Still lovin' it Ang.

OXOXOX

Bev.

bev_1.jpg

I love Babies

And it seems like such normal sibling rivalry to have Trish being incensed at Catherine. As these children grow into a platoon, Cathy will have lots of company on her crime fighting adventures.

Gwendolyn

If it fits...

If it fits, even if it shouldn't fit, it goes into the mouth... Oh, I recall those days...

If you can reach it, it's yours... Yeah... That happened too... Siblings - even separated by nine (9) years still have these issues, and more. (Though, now that the younger one is in her mid teens, they seem to do much better!)

Cathy's desert sounded MUCH better than the LOUSY chocolate Creme Brulette I had for desert tonight. (The rest of the meal was good though expensive. Was a nice way to celebrate getting my port-a-cath.)

Thanks for more of this saga. I'll stay tuned for more.

Annette

101 ... are these delusons black and white spotted?

then Cathy is dreaming of 101 Dalmations. The DisneyTM folks can explain.

As to her hair turning white? More a risk of it falling out or more likely deafness as Cathrine AND Trish seem to have their voices of late stuck in outdoor mode.

And BarbieTM is NOT a bimbo. Look at all the carrers she's had in fifty years! And she still looks abouh 20, tops. Not a wrinkle or sag anywhere!

Um, Bimbo no, vampire... maybe.

Um what as that Blue-stuff? A glue but what kind? A white glue? A rubber cement? Cynaoacrylic? Silicone .... hum a silicone adhesive for BarbieTM...

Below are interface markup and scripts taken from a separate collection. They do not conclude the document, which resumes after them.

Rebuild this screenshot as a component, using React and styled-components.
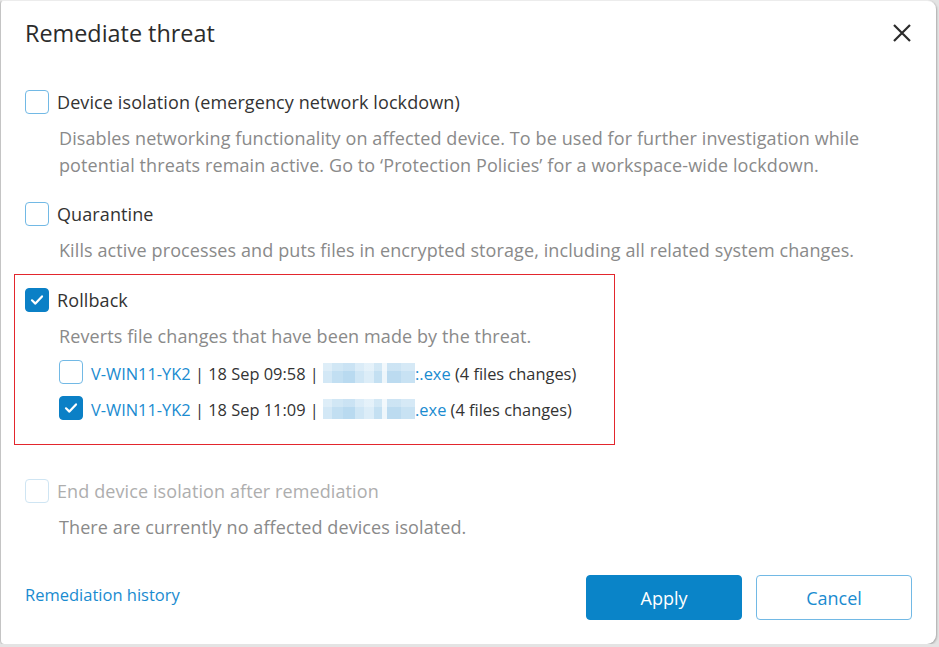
import React from 'react';
import styled, { createGlobalStyle } from 'styled-components';

const GlobalStyle = createGlobalStyle`
  html, body {
    margin: 0;
    padding: 0;
    background: #e4e4e4;
  }
  body {
    font-family: "Open Sans", "Noto Sans", sans-serif;
    color: #333;
  }
`;

const Dialog = styled.div`
  box-sizing: border-box;
  width: 936px;
  height: 644px;
  background: #fff;
  border-left: 1px solid #c4c4c4;
  border-top: 1px solid #ececec;
  border-radius: 4px 9px 9px 4px;
  box-shadow: 1px 1px 2px rgba(0, 0, 0, 0.25);
  padding: 16px 24px 0 24px;
  display: flex;
  flex-direction: column;
`;

const Header = styled.div`
  display: flex;
  align-items: center;
  justify-content: space-between;
  height: 32px;
`;

const Title = styled.h1`
  margin: 0;
  font-size: 23.4px;
  font-weight: 400;
  color: #2b2b2b;
`;

const CloseButton = styled.button`
  border: none;
  background: none;
  padding: 0;
  width: 20px;
  height: 20px;
  display: flex;
  cursor: pointer;
`;

const Options = styled.div`
  display: flex;
  flex-direction: column;
  margin-top: 41px;
`;

const Option = styled.div`
  display: flex;
  flex-direction: column;
  margin-bottom: ${p => p.$gap ?? 23}px;
`;

const Highlight = styled.div`
  box-sizing: border-box;
  width: 601px;
  margin: -14px 0 0 -11px;
  padding: 13px 0 22px 10px;
  border: 1.5px solid #e3262d;
  margin-bottom: 34px;
`;

const Row = styled.label`
  display: flex;
  align-items: center;
  gap: 8px;
  font-size: 18px;
  line-height: 24px;
  color: ${p => (p.$disabled ? '#aeaeae' : '#333')};
  letter-spacing: 0.1px;
  white-space: nowrap;
`;

const Box = styled.span`
  box-sizing: border-box;
  flex: none;
  width: 24px;
  height: 24px;
  border-radius: 4px;
  border: 1.5px solid ${p => (p.$disabled ? '#cfe5f3' : p.$checked ? '#0b80c6' : '#72b9e5')};
  background: ${p => (p.$checked ? '#0b80c6' : '#fff')};
  display: flex;
  align-items: center;
  justify-content: center;
`;

const Desc = styled.p`
  margin: 11px 0 0 34px;
  font-size: 18px;
  line-height: 27px;
  color: #8a8a8a;
  letter-spacing: 0.1px;
`;

const SubList = styled.div`
  display: flex;
  flex-direction: column;
  gap: 10px;
  margin: 10px 0 0 34px;
`;

const SubRow = styled(Row)`
  align-items: flex-start;
  font-size: 16.4px;
  letter-spacing: 0;
  span:last-child {
    margin-top: 2px;
  }
`;

const LinkText = styled.span`
  color: #1a8bd0;
`;

const Blur = styled.span`
  display: inline-block;
  vertical-align: -3px;
  width: 92px;
  height: 20px;
  background:
    linear-gradient(180deg, rgba(255,255,255,0.25) 0 40%, rgba(255,255,255,0) 40% 100%),
    linear-gradient(90deg,
      #d3e8f6 0 10%, #c2dff2 10% 22%, #b9daf0 22% 35%, #cfe6f5 35% 45%,
      #dcedf8 45% 55%, #c4e0f2 55% 64%, #eef6fb 64% 70%, #bcdbf0 70% 85%, #c8e2f3 85% 100%);
`;

const Footer = styled.div`
  margin-top: auto;
  margin-bottom: 24px;
  display: flex;
  align-items: center;
  justify-content: space-between;
`;

const HistoryLink = styled.a`
  font-size: 16.5px;
  color: #1a8bd0;
  text-decoration: none;
  padding-bottom: 6px;
  cursor: pointer;
`;

const Buttons = styled.div`
  display: flex;
  gap: 14px;
`;

const Button = styled.button`
  box-sizing: border-box;
  width: 156px;
  height: 45px;
  border-radius: 4px;
  font-family: inherit;
  font-size: 18px;
  cursor: pointer;
  border: 1.5px solid ${p => (p.$primary ? '#0a84c8' : '#72b9e5')};
  background: ${p => (p.$primary ? '#0a84c8' : '#fff')};
  color: ${p => (p.$primary ? '#fff' : '#1a8bd0')};
`;

const Check = () => (
  <svg width="14" height="12" viewBox="0 0 14 12">
    <path d="M2 6.3l3.4 3.3L12 2.4" fill="none" stroke="#fff" strokeWidth="2.2" strokeLinecap="round" strokeLinejoin="round" />
  </svg>
);

const Checkbox = ({ checked, disabled }) => (
  <Box $checked={checked} $disabled={disabled}>{checked && <Check />}</Box>
);

const rollbackItems = [
  { checked: false, time: '18 Sep 09:58', sep: ':' },
  { checked: true, time: '18 Sep 11:09', sep: '' },
];

export default function App() {
  return (
    <>
      <GlobalStyle />
      <Dialog>
        <Header>
          <Title>Remediate threat</Title>
          <CloseButton aria-label="Close">
            <svg width="20" height="20" viewBox="0 0 20 20">
              <path d="M2 2l16 16M18 2L2 18" stroke="#2b2b2b" strokeWidth="2.2" />
            </svg>
          </CloseButton>
        </Header>

        <Options>
          <Option>
            <Row>
              <Checkbox />
              Device isolation (emergency network lockdown)
            </Row>
            <Desc>
              Disables networking functionality on affected device. To be used for further investigation while
              <br />
              potential threats remain active. Go to ‘Protection Policies’ for a workspace-wide lockdown.
            </Desc>
          </Option>

          <Option $gap={24}>
            <Row>
              <Checkbox />
              Quarantine
            </Row>
            <Desc>Kills active processes and puts files in encrypted storage, including all related system changes.</Desc>
          </Option>

          <Highlight>
            <Row>
              <Checkbox checked />
              Rollback
            </Row>
            <Desc>Reverts file changes that have been made by the threat.</Desc>
            <SubList>
              {rollbackItems.map((item, i) => (
                <SubRow key={i}>
                  <Checkbox checked={item.checked} />
                  <span>
                    <LinkText>V-WIN11-YK2</LinkText> | {item.time} | <Blur />
                    <LinkText>{item.sep}.exe</LinkText> (4 files changes)
                  </span>
                </SubRow>
              ))}
            </SubList>
          </Highlight>

          <Option $gap={0}>
            <Row $disabled>
              <Checkbox disabled />
              End device isolation after remediation
            </Row>
            <Desc>There are currently no affected devices isolated.</Desc>
          </Option>
        </Options>

        <Footer>
          <HistoryLink>Remediation history</HistoryLink>
          <Buttons>
            <Button $primary>Apply</Button>
            <Button>Cancel</Button>
          </Buttons>
        </Footer>
      </Dialog>
    </>
  );
}
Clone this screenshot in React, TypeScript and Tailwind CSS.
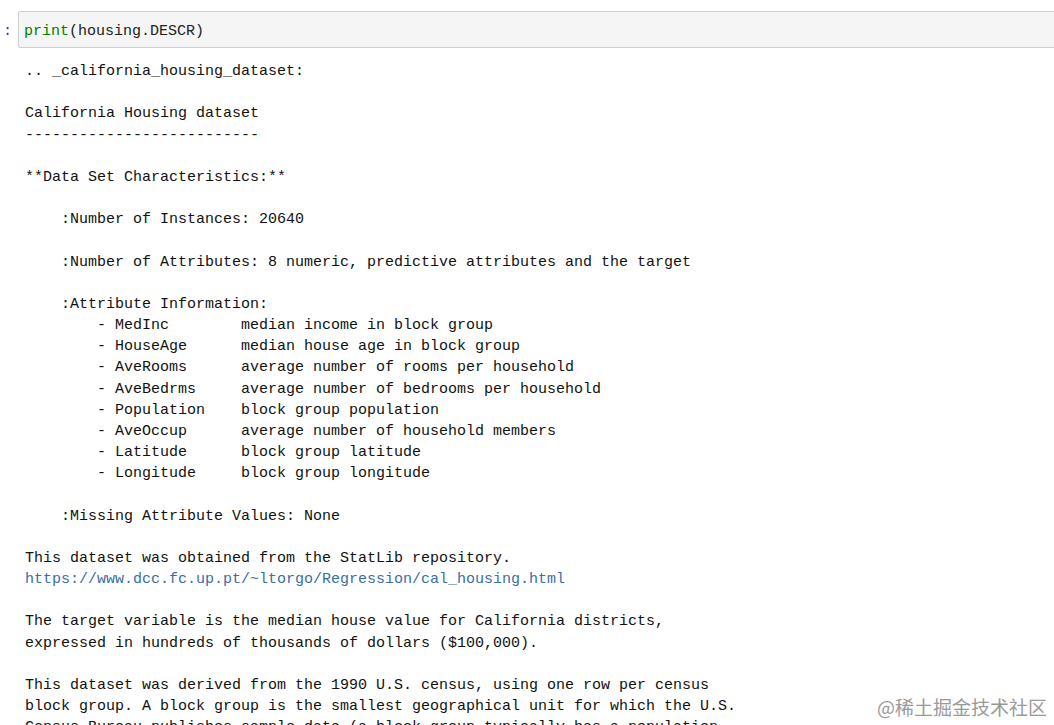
import React from "react";

const lines1 = `.. _california_housing_dataset:

California Housing dataset
--------------------------

**Data Set Characteristics:**

    :Number of Instances: 20640

    :Number of Attributes: 8 numeric, predictive attributes and the target

    :Attribute Information:
        - MedInc        median income in block group
        - HouseAge      median house age in block group
        - AveRooms      average number of rooms per household
        - AveBedrms     average number of bedrooms per household
        - Population    block group population
        - AveOccup      average number of household members
        - Latitude      block group latitude
        - Longitude     block group longitude

    :Missing Attribute Values: None

This dataset was obtained from the StatLib repository.
`;

const lines2 = `

The target variable is the median house value for California districts,
expressed in hundreds of thousands of dollars ($100,000).

This dataset was derived from the 1990 U.S. census, using one row per census
block group. A block group is the smallest geographical unit for which the U.S.
Census Bureau publishes sample data (a block group typically has a population
of 600 to 3,000 people).`;

export default function App() {
  return (
    <div className="relative w-[1054px] h-[725px] overflow-hidden bg-white text-black">
      <div className="flex items-start pt-[11px]">
        <div className="w-[18px] shrink-0 h-[37px] flex items-center pt-[5px] pl-[3px] text-[#303f9f] font-['Liberation_Mono',monospace] text-[15px]">:</div>
        <div className="w-[1050px] shrink-0 h-[37px] border border-[#cfcfcf] bg-[#f5f5f5] rounded-[2px] flex items-center pt-[5px] pl-[5px] font-['Liberation_Mono',monospace] text-[15px] text-[#222]">
          <span className="text-[#008000]">print</span>
          <span>(housing.DESCR)</span>
        </div>
      </div>
      <pre className="mt-[13px] pl-[25px] font-['Liberation_Mono',monospace] text-[15px] leading-[21.17px] text-[#111] whitespace-pre">
        {lines1}
        <span className="text-[#3a6ea5]">https://www.dcc.fc.up.pt/~ltorgo/Regression/cal_housing.html</span>
        {lines2}
      </pre>
      <div className="absolute right-[7px] bottom-[6px] text-[19px] leading-[24px] text-[#9a9a9a] font-['Noto_Sans_CJK_SC',sans-serif]">
        @稀土掘金技术社区
      </div>
    </div>
  );
}
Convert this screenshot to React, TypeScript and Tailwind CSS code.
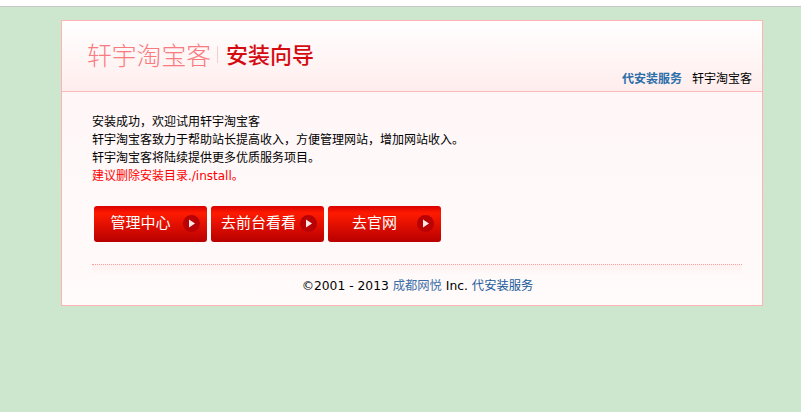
const cjk = "font-['Tahoma','DejaVu_Sans','Noto_Sans_CJK_SC',sans-serif]";

const buttons = [
    { label: "管理中心", pr: "pr-[20px]" },
    { label: "去前台看看", pr: "pr-[18px]" },
    { label: "去官网", pr: "pr-[20px]" },
];

const PlayIcon = () => (
    <svg width="17" height="17" viewBox="0 0 17 17" className="absolute right-[7px] top-[9px]">
        <circle cx="8.5" cy="8.5" r="8.5" fill="#b80005" />
        <path d="M6 4.5 L12 8.5 L6 12.5 Z" fill="#fde8e8" />
    </svg>
);

const App = () => {
    return (
        <div className={`min-h-[412px] bg-[#cde7ce] ${cjk}`}>
            {/* top strip */}
            <div className="h-[7px] bg-white border-b border-[#c8c8c8]"></div>
            <div className="pt-[13px] pl-[61px]">
                <div className="w-[702px] h-[286px] border border-[#ffb3b3] bg-gradient-to-b from-[#fff5f6] to-[#fffbfa]">
                    {/* header */}
                    <div className="h-[71px] flex justify-between border-b border-[#ffb9b9] bg-gradient-to-b from-white to-[#ffeded]">
                        <div className="flex items-center pl-[25px] pb-[3px]">
                            <span className="text-[24.8px] leading-none font-light text-[#f97b7f] font-['Noto_Sans_CJK_SC',sans-serif]">轩宇淘宝客</span>
                            <span className="ml-[6px] mr-[8px] w-px h-[17px] bg-[#f6cccc]"></span>
                            <span className="mb-[3px] text-[22px] leading-none font-medium text-[#d40c12] font-['Noto_Sans_CJK_SC',sans-serif]">安装向导</span>
                        </div>
                        <div className="flex items-end gap-[10px] pr-[10px] pb-[4px] text-[12px] leading-[16px]">
                            <a className="font-bold text-[#2b6ea8]">代安装服务</a>
                            <span className="text-black">轩宇淘宝客</span>
                        </div>
                    </div>
                    {/* message */}
                    <div className="pt-[21px] pl-[30px] text-[12px] leading-[18px] text-black">
                        <p>安装成功，欢迎试用轩宇淘宝客</p>
                        <p>轩宇淘宝客致力于帮助站长提高收入，方便管理网站，增加网站收入。</p>
                        <p>轩宇淘宝客将陆续提供更多优质服务项目。</p>
                        <p className="text-[#ff0000]">建议删除安装目录./install。</p>
                    </div>
                    {/* buttons */}
                    <div className="flex gap-[4px] pl-[32px] pt-[21px]">
                        {buttons.map((b) => (
                            <a key={b.label} className={`relative w-[113px] h-[36px] pb-[2px] rounded-[3px] flex items-center justify-center text-[15px] text-white bg-gradient-to-b from-[#d80000] from-0% via-[#ff1a00] via-20% to-[#b80000] ${b.pr}`}>
                                {b.label}
                                <PlayIcon />
                            </a>
                        ))}
                    </div>
                    {/* footer */}
                    <div className="mt-[22px] ml-[30px] mr-[20px] border-t border-dotted border-[#ff9c9c]">
                        <div className="h-[10px] bg-gradient-to-b from-[#fff0f0] to-[#fffafa]"></div>
                    </div>
                    <div className="pt-[2px] pl-[11px] text-center text-[12.3px] leading-[18px] text-black">
                        ©2001 - 2013 <a className="text-[#3d6ea8]">成都网悦</a> Inc. <a className="text-[#1a5a9a]">代安装服务</a>
                    </div>
                </div>
            </div>
        </div>
    );
};

export default App;
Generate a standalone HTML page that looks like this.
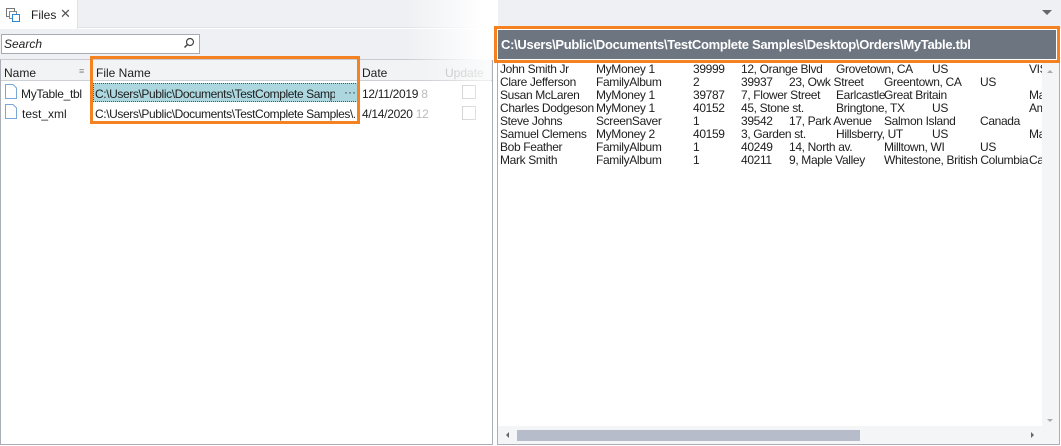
<!DOCTYPE html>
<html><head><meta charset="utf-8"><style>
*{margin:0;padding:0;box-sizing:border-box}
body{width:1061px;height:446px;overflow:hidden;background:#fff;font-family:"Liberation Sans",Arial,sans-serif;font-size:12px;color:#1e1e1e;position:relative}
.a{position:absolute;white-space:nowrap}
.d .a{letter-spacing:-0.35px}
</style></head><body>
<div class="a" style="left:0;top:0;width:1061px;height:28px;background:#eef0f3;border-bottom:1px solid #dfe2e6"></div>
<div class="a" style="left:0;top:0;width:78px;height:29px;background:#fff;border-right:1px solid #dfe2e6"></div>
<svg class="a" style="left:5px;top:7px" width="16" height="16" viewBox="0 0 16 16"><rect x="1.5" y="1.5" width="8" height="8" fill="#fff" stroke="#777"/><rect x="4.5" y="4.5" width="7" height="7" fill="#fff" stroke="#888"/><rect x="7.5" y="7.5" width="7" height="7" fill="#fff" stroke="#2a8ad8"/></svg>
<div class="a" style="left:31px;top:8px;font-size:12px">Files</div>
<div class="a" style="left:60px;top:6px;font-size:13px;color:#555">✕</div>
<div class="a" style="left:1042px;top:10px;width:0;height:0;border-left:5px solid transparent;border-right:5px solid transparent;border-top:5px solid #666"></div>
<div class="a" style="left:0;top:29px;width:494px;height:30px;background:#eef0f3"></div>
<div class="a" style="left:1px;top:34px;width:199px;height:20px;background:#fff;border:1px solid #a5aab3"></div>
<div class="a" style="left:4px;top:37px;font-style:italic">Search</div>
<svg class="a" style="left:183px;top:37px" width="12" height="12" viewBox="0 0 12 12"><circle cx="7" cy="5" r="3.5" fill="none" stroke="#444" stroke-width="1.2"/><path d="M4.5 7.5L1.5 10.5" stroke="#444" stroke-width="1.5"/></svg>
<div class="a" style="left:0;top:59px;width:493px;height:386px;border:1px solid #a9aeb8;border-top:1px solid #c8ccd2;background:#fff"></div>
<div class="a" style="left:1px;top:60px;width:491px;height:21px;background:#f2f3f5;border-bottom:1px solid #cdd0d5"></div>
<div class="a" style="left:90px;top:60px;width:1px;height:21px;background:#cdd0d5"></div>
<div class="a" style="left:358px;top:60px;width:1px;height:21px;background:#cdd0d5"></div>
<div class="a" style="left:4px;top:66px">Name</div>
<div class="a" style="left:79px;top:66px;font-size:9px;color:#888">≡</div>
<div class="a" style="left:96px;top:66px">File Name</div>
<div class="a" style="left:362px;top:66px">Date</div>
<div class="a" style="left:445px;top:66px;color:#bbb">Update</div>
<svg class="a" style="left:5px;top:84px" width="12" height="15" viewBox="0 0 12 15"><path d="M0.5 0.5H8L11.5 4V14.5H0.5Z" fill="#fff" stroke="#7aa7d8"/></svg>
<svg class="a" style="left:5px;top:104px" width="12" height="15" viewBox="0 0 12 15"><path d="M0.5 0.5H8L11.5 4V14.5H0.5Z" fill="#fff" stroke="#7aa7d8"/></svg>
<div class="a" style="left:21px;top:87px;letter-spacing:-0.3px">MyTable_tbl</div>
<div class="a" style="left:22px;top:107px">test_xml</div>
<div class="a" style="left:93px;top:83px;width:265px;height:19px;background:#acd7df;border:1px dotted #555"></div>
<div class="a" style="left:95px;top:87px;width:240px;overflow:hidden;letter-spacing:-0.4px">C:\Users\Public\Documents\TestComplete Sampl...</div>
<div class="a" style="left:344px;top:85px;color:#333">···</div>
<div class="a" style="left:95px;top:107px;width:260px;overflow:hidden;letter-spacing:-0.4px">C:\Users\Public\Documents\TestComplete Samples\...</div>
<div class="a" style="left:362px;top:87px;letter-spacing:-0.3px">12/11/2019 <span style="color:#bbb">8</span></div>
<div class="a" style="left:362px;top:107px;letter-spacing:-0.3px">4/14/2020 <span style="color:#bbb">12</span></div>
<div class="a" style="left:462px;top:85px;width:14px;height:14px;border:1px solid #bbb;background:#fff"></div>
<div class="a" style="left:462px;top:106px;width:14px;height:14px;border:1px solid #bbb;background:#fff"></div>
<div class="a" style="left:90px;top:56px;width:270px;height:68px;border:3px solid #f58220"></div>
<div class="a" style="left:405px;top:0;width:92px;height:60px;background:linear-gradient(90deg,rgba(255,255,255,0),#fff 85%)"></div>
<div class="a" style="left:425px;top:60px;width:66px;height:70px;background:linear-gradient(90deg,rgba(255,255,255,0),rgba(255,255,255,.7))"></div>
<div class="a" style="left:494px;top:0;width:4px;height:446px;background:#fff"></div>
<div class="a" style="left:497px;top:58px;width:563px;height:387px;border:1px solid #a9aeb8;background:#fff"></div>
<div class="a" style="left:494px;top:26px;width:566px;height:37px;border:3px solid #f58220;background:#fff"></div>
<div class="a" style="left:498px;top:30px;width:558px;height:29px;background:#6d7580"></div>
<div class="a" style="left:501px;top:37px;color:#fff;font-weight:bold;font-size:13px;letter-spacing:-0.3px">C:\Users\Public\Documents\TestComplete Samples\Desktop\Orders\MyTable.tbl</div>
<div class="d" style="position:absolute;left:0;top:0;width:1042px;height:200px;overflow:hidden;font-size:12px;line-height:13px">
<div class="a" style="left:500px;top:63px">John Smith Jr</div><div class="a" style="left:596px;top:63px">MyMoney 1</div><div class="a" style="left:693px;top:63px">39999</div><div class="a" style="left:741px;top:63px">12, Orange Blvd</div><div class="a" style="left:836px;top:63px">Grovetown, CA</div><div class="a" style="left:932px;top:63px">US</div><div class="a" style="left:1029px;top:63px">VIS</div>
<div class="a" style="left:500px;top:76px">Clare Jefferson</div><div class="a" style="left:596px;top:76px">FamilyAlbum</div><div class="a" style="left:693px;top:76px">2</div><div class="a" style="left:741px;top:76px">39937</div><div class="a" style="left:789px;top:76px">23, Owk Street</div><div class="a" style="left:884px;top:76px">Greentown, CA</div><div class="a" style="left:980px;top:76px">US</div>
<div class="a" style="left:500px;top:89px">Susan McLaren</div><div class="a" style="left:596px;top:89px">MyMoney 1</div><div class="a" style="left:693px;top:89px">39787</div><div class="a" style="left:741px;top:89px">7, Flower Street</div><div class="a" style="left:836px;top:89px">Earlcastle</div><div class="a" style="left:884px;top:89px">Great Britain</div><div class="a" style="left:1029px;top:89px">Ma</div>
<div class="a" style="left:500px;top:102px">Charles Dodgeson</div><div class="a" style="left:596px;top:102px">MyMoney 1</div><div class="a" style="left:693px;top:102px">40152</div><div class="a" style="left:741px;top:102px">45, Stone st.</div><div class="a" style="left:836px;top:102px">Bringtone, TX</div><div class="a" style="left:932px;top:102px">US</div><div class="a" style="left:1029px;top:102px">Am</div>
<div class="a" style="left:500px;top:115px">Steve Johns</div><div class="a" style="left:596px;top:115px">ScreenSaver</div><div class="a" style="left:693px;top:115px">1</div><div class="a" style="left:741px;top:115px">39542</div><div class="a" style="left:789px;top:115px">17, Park Avenue</div><div class="a" style="left:884px;top:115px">Salmon Island</div><div class="a" style="left:980px;top:115px">Canada</div>
<div class="a" style="left:500px;top:128px">Samuel Clemens</div><div class="a" style="left:596px;top:128px">MyMoney 2</div><div class="a" style="left:693px;top:128px">40159</div><div class="a" style="left:741px;top:128px">3, Garden st.</div><div class="a" style="left:836px;top:128px">Hillsberry, UT</div><div class="a" style="left:932px;top:128px">US</div><div class="a" style="left:1029px;top:128px">Ma</div>
<div class="a" style="left:500px;top:141px">Bob Feather</div><div class="a" style="left:596px;top:141px">FamilyAlbum</div><div class="a" style="left:693px;top:141px">1</div><div class="a" style="left:741px;top:141px">40249</div><div class="a" style="left:789px;top:141px">14, North av.</div><div class="a" style="left:884px;top:141px">Milltown, WI</div><div class="a" style="left:980px;top:141px">US</div>
<div class="a" style="left:500px;top:154px">Mark Smith</div><div class="a" style="left:596px;top:154px">FamilyAlbum</div><div class="a" style="left:693px;top:154px">1</div><div class="a" style="left:741px;top:154px">40211</div><div class="a" style="left:789px;top:154px">9, Maple Valley</div><div class="a" style="left:884px;top:154px">Whitestone, British Columbia</div><div class="a" style="left:1029px;top:154px">Ca</div>
</div>
<div class="a" style="left:1042px;top:63px;width:17px;height:363px;background:#f4f5f7"></div>
<div class="a" style="left:1047px;top:70px;width:0;height:0;border-left:3px solid transparent;border-right:3px solid transparent;border-bottom:3px solid #aaa"></div>
<div class="a" style="left:1047px;top:419px;width:0;height:0;border-left:3px solid transparent;border-right:3px solid transparent;border-top:3px solid #aaa"></div>
<div class="a" style="left:498px;top:426px;width:561px;height:18px;background:#f4f5f7"></div>
<div class="a" style="left:517px;top:430px;width:343px;height:11px;background:#b6bcca"></div>
<div class="a" style="left:506px;top:432px;width:0;height:0;border-top:3px solid transparent;border-bottom:3px solid transparent;border-right:3px solid #666"></div>
<div class="a" style="left:1031px;top:432px;width:0;height:0;border-top:3px solid transparent;border-bottom:3px solid transparent;border-left:3px solid #666"></div>
</body></html>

Funny yet... If Cathrine is putting things like a doll head in her mouth what else is she ingesting or potentially choaking on?

John in Wauwatosa

John in Wauwatosa

A Happy Time

What a wonderful chapter. No great crimes to solve. No great problems to overcome. Just a story of a wonderful family ... including a land shark and a magician that can regrow heads!
Thanks for a laugh, a giggle and a guffaw.